• **Task description**
Pictures aside, quote the whole listing exactly.

• **Source material**
_____
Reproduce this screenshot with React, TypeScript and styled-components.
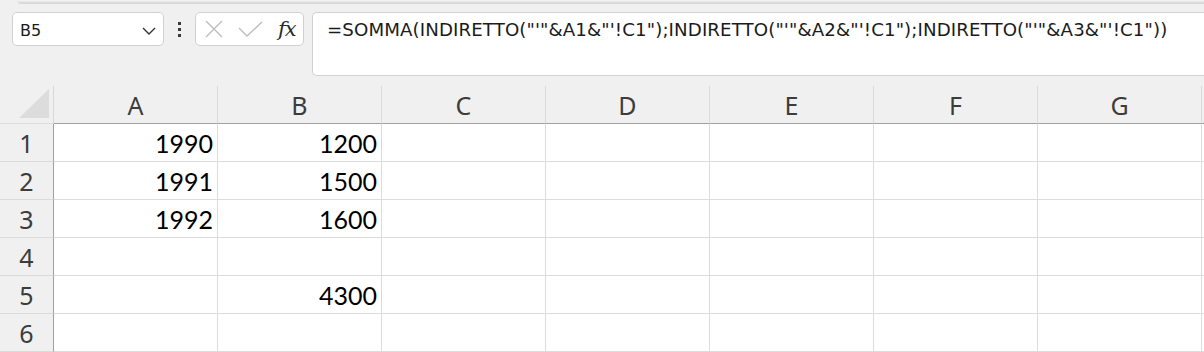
import styled, { createGlobalStyle } from 'styled-components';

const GlobalStyle = createGlobalStyle`
  html, body {
    margin: 0;
    padding: 0;
    background: #f0f0f0;
    overflow: hidden;
  }
  * {
    box-sizing: border-box;
  }
`;

// last column only peeks in at the right edge, so no label for it
const columns = ['A', 'B', 'C', 'D', 'E', 'F', 'G', ''];

const rows: { a?: string; b?: string }[] = [
  { a: '1990', b: '1200' },
  { a: '1991', b: '1500' },
  { a: '1992', b: '1600' },
  {},
  { b: '4300' },
  {},
];

const formula = `=SOMMA(INDIRETTO("'"&A1&"'!C1");INDIRETTO("'"&A2&"'!C1");INDIRETTO("'"&A3&"'!C1"))`;

const App = () => {
  return (
    <Page>
      <GlobalStyle />
      <RibbonEdge />
      <Toolbar>
        <NameBox>
          <span>B5</span>
          <svg width="14" height="8" viewBox="0 0 14 8">
            <path d="M1 1 L7 7 L13 1" fill="none" stroke="#333" strokeWidth="1.4" />
          </svg>
        </NameBox>
        <Dots>
          <i />
          <i />
          <i />
        </Dots>
        <FxBox>
          <svg width="18" height="18" viewBox="0 0 18 18">
            <path d="M1 1 L17 17 M17 1 L1 17" stroke="#bdbdbd" strokeWidth="1.4" fill="none" />
          </svg>
          <svg width="25" height="16" viewBox="0 0 25 16">
            <path d="M1 7 L9 15 L24 1" stroke="#bdbdbd" strokeWidth="1.4" fill="none" />
          </svg>
          <FxLabel>fx</FxLabel>
        </FxBox>
        <FormulaBar>{formula}</FormulaBar>
      </Toolbar>
      <Sheet>
        <Corner>
          <svg width="31" height="30" viewBox="0 0 31 30">
            <path d="M30 0 L30 29 L0 29 Z" fill="#dcdcdc" />
          </svg>
        </Corner>
        {columns.map((c, i) => (
          <ColHeader key={i}>{c}</ColHeader>
        ))}
        {rows.map((r, i) => (
          <Row key={i} r={r} n={i + 1} />
        ))}
      </Sheet>
    </Page>
  );
};

const Row = ({ r, n }: { r: { a?: string; b?: string }; n: number }) => (
  <>
    <RowHeader>{n}</RowHeader>
    <Cell>{r.a}</Cell>
    <Cell>{r.b}</Cell>
    {columns.slice(2).map((c, i) => (
      <Cell key={i} />
    ))}
  </>
);

export default App;

const Page = styled.div`
  width: 1204px;
  height: 352px;
  overflow: hidden;
  background: #f0f0f0;
`;

const RibbonEdge = styled.div`
  height: 4px;
  margin-left: 17px;
  border-bottom-left-radius: 4px;
  background: linear-gradient(#f7f7f7 0%, #e2e2e2 50%, #d4d4d4 100%);
`;

const Toolbar = styled.div`
  display: flex;
  align-items: flex-start;
  padding: 8px 0 0 12px;
  height: 82px;
`;

const NameBox = styled.div`
  width: 152px;
  height: 34px;
  flex-shrink: 0;
  display: flex;
  align-items: flex-start;
  justify-content: space-between;
  padding: 8px 7px 0 7px;
  background: #ffffff;
  border: 1px solid #d1d1d1;
  border-radius: 5px;
  font-family: 'DejaVu Sans', sans-serif;
  font-size: 16px;
  line-height: 20px;
  color: #1b1b1b;

  svg {
    margin-top: 6px;
  }
`;

const Dots = styled.div`
  width: 31px;
  flex-shrink: 0;
  display: flex;
  flex-direction: column;
  align-items: center;
  gap: 3px;
  padding-top: 10px;

  i {
    display: block;
    width: 3px;
    height: 3px;
    background: #3a3a3a;
  }
`;

const FxBox = styled.div`
  width: 109px;
  height: 34px;
  flex-shrink: 0;
  display: flex;
  align-items: center;
  padding-left: 9px;
  gap: 14px;
  background: #ffffff;
  border: 1px solid #d1d1d1;
  border-radius: 5px;

  svg:nth-child(2) {
    margin-left: 1px;
  }
`;

const FxLabel = styled.span`
  font-family: 'DejaVu Serif', serif;
  font-style: italic;
  font-size: 21px;
  line-height: 20px;
  color: #2b2b2b;
  margin-left: 1px;
  letter-spacing: -1px;
`;

const FormulaBar = styled.div`
  flex: 1;
  margin-left: 8px;
  height: 64px;
  padding: 7px 0 0 14px;
  margin-right: -12px;
  background: #ffffff;
  border: 1px solid #d1d1d1;
  border-right: none;
  border-radius: 5px 0 0 5px;
  font-family: 'DejaVu Sans', sans-serif;
  font-size: 18.2px;
  letter-spacing: 0.1px;
  line-height: 20px;
  color: #1b1b1b;
  white-space: nowrap;
  overflow: hidden;
`;

const Sheet = styled.div`
  display: grid;
  grid-template-columns: 54px repeat(8, 164px);
  grid-auto-rows: 38px;
`;

const Corner = styled.div`
  display: flex;
  align-items: flex-end;
  justify-content: flex-end;
  padding: 0 3px 4px 0;
  border-right: 1px solid #d8d8d8;
  border-bottom: 1px solid #dcdcdc;
`;

const ColHeader = styled.div`
  border-right: 1px solid #dadada;
  border-bottom: 1px solid #a0a0a0;
  background: #f0f0f0;
  text-align: center;
  font-family: 'Noto Sans', sans-serif;
  font-size: 25px;
  line-height: 37px;
  color: #3c3c3c;
  padding-top: 1px;
`;

const RowHeader = styled.div`
  border-right: 1px solid #a0a0a0;
  border-bottom: 1px solid #dadada;
  background: #f0f0f0;
  text-align: center;
  font-family: 'Noto Sans', sans-serif;
  font-size: 25px;
  line-height: 37px;
  color: #3c3c3c;
  padding-top: 1px;
`;

const Cell = styled.div`
  border-right: 1px solid #dcdcdc;
  border-bottom: 1px solid #dcdcdc;
  background: #ffffff;
  text-align: right;
  padding: 1px 4px 0 0;
  font-family: Lato, sans-serif;
  font-size: 25px;
  line-height: 37px;
  color: #000000;
`;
_____
• **Result for this task**
Reproduce this screenshot with React, TypeScript and styled-components.
import styled, { createGlobalStyle } from 'styled-components';

const GlobalStyle = createGlobalStyle`
  html, body {
    margin: 0;
    padding: 0;
    background: #f0f0f0;
    overflow: hidden;
  }
  * {
    box-sizing: border-box;
  }
`;

// last column only peeks in at the right edge, so no label for it
const columns = ['A', 'B', 'C', 'D', 'E', 'F', 'G', ''];

const rows: { a?: string; b?: string }[] = [
  { a: '1990', b: '1200' },
  { a: '1991', b: '1500' },
  { a: '1992', b: '1600' },
  {},
  { b: '4300' },
  {},
];

const formula = `=SOMMA(INDIRETTO("'"&A1&"'!C1");INDIRETTO("'"&A2&"'!C1");INDIRETTO("'"&A3&"'!C1"))`;

const App = () => {
  return (
    <Page>
      <GlobalStyle />
      <RibbonEdge />
      <Toolbar>
        <NameBox>
          <span>B5</span>
          <svg width="14" height="8" viewBox="0 0 14 8">
            <path d="M1 1 L7 7 L13 1" fill="none" stroke="#333" strokeWidth="1.4" />
          </svg>
        </NameBox>
        <Dots>
          <i />
          <i />
          <i />
        </Dots>
        <FxBox>
          <svg width="18" height="18" viewBox="0 0 18 18">
            <path d="M1 1 L17 17 M17 1 L1 17" stroke="#bdbdbd" strokeWidth="1.4" fill="none" />
          </svg>
          <svg width="25" height="16" viewBox="0 0 25 16">
            <path d="M1 7 L9 15 L24 1" stroke="#bdbdbd" strokeWidth="1.4" fill="none" />
          </svg>
          <FxLabel>fx</FxLabel>
        </FxBox>
        <FormulaBar>{formula}</FormulaBar>
      </Toolbar>
      <Sheet>
        <Corner>
          <svg width="31" height="30" viewBox="0 0 31 30">
            <path d="M30 0 L30 29 L0 29 Z" fill="#dcdcdc" />
          </svg>
        </Corner>
        {columns.map((c, i) => (
          <ColHeader key={i}>{c}</ColHeader>
        ))}
        {rows.map((r, i) => (
          <Row key={i} r={r} n={i + 1} />
        ))}
      </Sheet>
    </Page>
  );
};

const Row = ({ r, n }: { r: { a?: string; b?: string }; n: number }) => (
  <>
    <RowHeader>{n}</RowHeader>
    <Cell>{r.a}</Cell>
    <Cell>{r.b}</Cell>
    {columns.slice(2).map((c, i) => (
      <Cell key={i} />
    ))}
  </>
);

export default App;

const Page = styled.div`
  width: 1204px;
  height: 352px;
  overflow: hidden;
  background: #f0f0f0;
`;

const RibbonEdge = styled.div`
  height: 4px;
  margin-left: 17px;
  border-bottom-left-radius: 4px;
  background: linear-gradient(#f7f7f7 0%, #e2e2e2 50%, #d4d4d4 100%);
`;

const Toolbar = styled.div`
  display: flex;
  align-items: flex-start;
  padding: 8px 0 0 12px;
  height: 82px;
`;

const NameBox = styled.div`
  width: 152px;
  height: 34px;
  flex-shrink: 0;
  display: flex;
  align-items: flex-start;
  justify-content: space-between;
  padding: 8px 7px 0 7px;
  background: #ffffff;
  border: 1px solid #d1d1d1;
  border-radius: 5px;
  font-family: 'DejaVu Sans', sans-serif;
  font-size: 16px;
  line-height: 20px;
  color: #1b1b1b;

  svg {
    margin-top: 6px;
  }
`;

const Dots = styled.div`
  width: 31px;
  flex-shrink: 0;
  display: flex;
  flex-direction: column;
  align-items: center;
  gap: 3px;
  padding-top: 10px;

  i {
    display: block;
    width: 3px;
    height: 3px;
    background: #3a3a3a;
  }
`;

const FxBox = styled.div`
  width: 109px;
  height: 34px;
  flex-shrink: 0;
  display: flex;
  align-items: center;
  padding-left: 9px;
  gap: 14px;
  background: #ffffff;
  border: 1px solid #d1d1d1;
  border-radius: 5px;

  svg:nth-child(2) {
    margin-left: 1px;
  }
`;

const FxLabel = styled.span`
  font-family: 'DejaVu Serif', serif;
  font-style: italic;
  font-size: 21px;
  line-height: 20px;
  color: #2b2b2b;
  margin-left: 1px;
  letter-spacing: -1px;
`;

const FormulaBar = styled.div`
  flex: 1;
  margin-left: 8px;
  height: 64px;
  padding: 7px 0 0 14px;
  margin-right: -12px;
  background: #ffffff;
  border: 1px solid #d1d1d1;
  border-right: none;
  border-radius: 5px 0 0 5px;
  font-family: 'DejaVu Sans', sans-serif;
  font-size: 18.2px;
  letter-spacing: 0.1px;
  line-height: 20px;
  color: #1b1b1b;
  white-space: nowrap;
  overflow: hidden;
`;

const Sheet = styled.div`
  display: grid;
  grid-template-columns: 54px repeat(8, 164px);
  grid-auto-rows: 38px;
`;

const Corner = styled.div`
  display: flex;
  align-items: flex-end;
  justify-content: flex-end;
  padding: 0 3px 4px 0;
  border-right: 1px solid #d8d8d8;
  border-bottom: 1px solid #dcdcdc;
`;

const ColHeader = styled.div`
  border-right: 1px solid #dadada;
  border-bottom: 1px solid #a0a0a0;
  background: #f0f0f0;
  text-align: center;
  font-family: 'Noto Sans', sans-serif;
  font-size: 25px;
  line-height: 37px;
  color: #3c3c3c;
  padding-top: 1px;
`;

const RowHeader = styled.div`
  border-right: 1px solid #a0a0a0;
  border-bottom: 1px solid #dadada;
  background: #f0f0f0;
  text-align: center;
  font-family: 'Noto Sans', sans-serif;
  font-size: 25px;
  line-height: 37px;
  color: #3c3c3c;
  padding-top: 1px;
`;

const Cell = styled.div`
  border-right: 1px solid #dcdcdc;
  border-bottom: 1px solid #dcdcdc;
  background: #ffffff;
  text-align: right;
  padding: 1px 4px 0 0;
  font-family: Lato, sans-serif;
  font-size: 25px;
  line-height: 37px;
  color: #000000;
`;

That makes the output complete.